◆ **Extracted entries**
_ _ _

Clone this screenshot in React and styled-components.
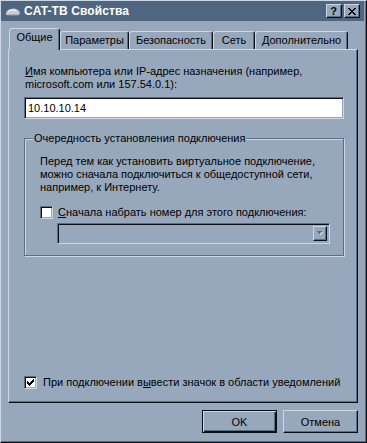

_ _ _

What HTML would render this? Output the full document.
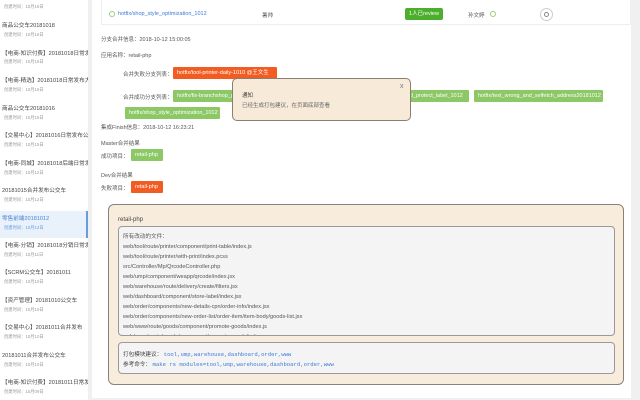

_ _ _

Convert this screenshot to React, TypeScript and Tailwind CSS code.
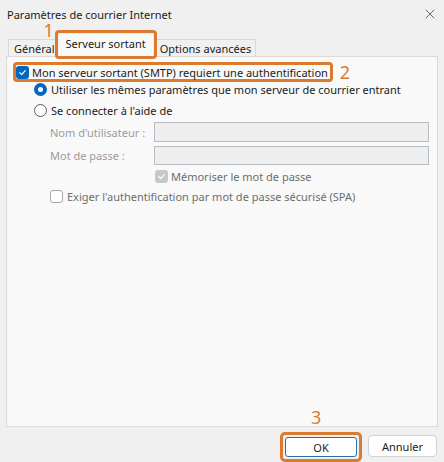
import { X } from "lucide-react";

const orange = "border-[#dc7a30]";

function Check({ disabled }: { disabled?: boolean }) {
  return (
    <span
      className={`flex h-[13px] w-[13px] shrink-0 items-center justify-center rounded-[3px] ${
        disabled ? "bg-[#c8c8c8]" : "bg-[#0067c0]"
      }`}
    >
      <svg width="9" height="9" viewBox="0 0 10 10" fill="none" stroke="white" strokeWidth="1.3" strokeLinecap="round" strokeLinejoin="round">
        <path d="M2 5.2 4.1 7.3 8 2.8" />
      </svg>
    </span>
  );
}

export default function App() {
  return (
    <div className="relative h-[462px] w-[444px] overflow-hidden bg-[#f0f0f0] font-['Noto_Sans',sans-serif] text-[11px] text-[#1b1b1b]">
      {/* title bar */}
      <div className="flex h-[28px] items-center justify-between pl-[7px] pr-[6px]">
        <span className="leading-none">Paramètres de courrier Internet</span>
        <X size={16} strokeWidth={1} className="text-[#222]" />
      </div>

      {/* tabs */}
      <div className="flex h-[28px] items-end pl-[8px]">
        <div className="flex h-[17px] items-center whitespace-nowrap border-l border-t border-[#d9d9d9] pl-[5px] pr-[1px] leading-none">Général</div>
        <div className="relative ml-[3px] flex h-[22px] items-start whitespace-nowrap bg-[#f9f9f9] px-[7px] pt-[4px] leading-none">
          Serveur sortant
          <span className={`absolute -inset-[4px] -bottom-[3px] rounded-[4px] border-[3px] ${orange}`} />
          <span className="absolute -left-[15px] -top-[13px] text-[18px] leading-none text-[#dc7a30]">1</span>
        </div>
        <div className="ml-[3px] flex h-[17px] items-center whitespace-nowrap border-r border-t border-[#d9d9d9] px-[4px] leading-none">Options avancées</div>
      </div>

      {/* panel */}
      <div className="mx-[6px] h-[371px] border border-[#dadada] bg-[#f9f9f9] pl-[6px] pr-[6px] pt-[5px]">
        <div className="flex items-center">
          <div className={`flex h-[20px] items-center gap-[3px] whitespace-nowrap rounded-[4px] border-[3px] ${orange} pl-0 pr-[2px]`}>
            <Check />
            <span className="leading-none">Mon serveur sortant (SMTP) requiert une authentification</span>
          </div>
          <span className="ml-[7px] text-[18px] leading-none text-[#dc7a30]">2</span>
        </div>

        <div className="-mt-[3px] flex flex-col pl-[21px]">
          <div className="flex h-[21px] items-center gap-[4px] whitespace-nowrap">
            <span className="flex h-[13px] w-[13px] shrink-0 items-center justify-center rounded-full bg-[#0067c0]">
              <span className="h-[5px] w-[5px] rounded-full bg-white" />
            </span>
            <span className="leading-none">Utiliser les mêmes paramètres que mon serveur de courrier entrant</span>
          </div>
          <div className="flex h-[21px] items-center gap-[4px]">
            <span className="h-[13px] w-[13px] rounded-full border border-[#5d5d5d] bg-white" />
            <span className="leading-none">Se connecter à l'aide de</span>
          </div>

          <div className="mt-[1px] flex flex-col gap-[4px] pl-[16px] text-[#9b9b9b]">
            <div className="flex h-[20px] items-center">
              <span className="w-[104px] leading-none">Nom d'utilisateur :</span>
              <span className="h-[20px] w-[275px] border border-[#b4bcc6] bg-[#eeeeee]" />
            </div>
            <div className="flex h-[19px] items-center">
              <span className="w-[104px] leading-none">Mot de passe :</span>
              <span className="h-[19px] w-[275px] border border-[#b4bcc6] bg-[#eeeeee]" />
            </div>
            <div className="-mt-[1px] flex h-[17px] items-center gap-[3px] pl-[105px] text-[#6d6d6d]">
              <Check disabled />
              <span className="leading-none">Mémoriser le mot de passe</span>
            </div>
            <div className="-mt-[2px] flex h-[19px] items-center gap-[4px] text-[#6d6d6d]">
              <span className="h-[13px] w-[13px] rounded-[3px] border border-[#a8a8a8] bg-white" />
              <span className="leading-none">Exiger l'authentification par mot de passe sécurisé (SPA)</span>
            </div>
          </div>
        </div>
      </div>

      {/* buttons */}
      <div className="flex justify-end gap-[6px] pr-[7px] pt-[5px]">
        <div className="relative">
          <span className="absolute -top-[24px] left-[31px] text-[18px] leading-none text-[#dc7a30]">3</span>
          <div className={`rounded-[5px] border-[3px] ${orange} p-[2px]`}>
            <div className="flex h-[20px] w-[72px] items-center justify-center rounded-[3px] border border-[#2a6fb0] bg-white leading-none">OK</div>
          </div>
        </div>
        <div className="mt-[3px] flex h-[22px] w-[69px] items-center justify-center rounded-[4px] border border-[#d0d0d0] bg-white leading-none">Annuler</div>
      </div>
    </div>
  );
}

_ _ _

◆ **Problem requirements**
Copy out each line in the listing that has the word "this".

◆ **Complete response**
Clone this screenshot in React and styled-components.
What HTML would render this? Output the full document.
Convert this screenshot to React, TypeScript and Tailwind CSS code.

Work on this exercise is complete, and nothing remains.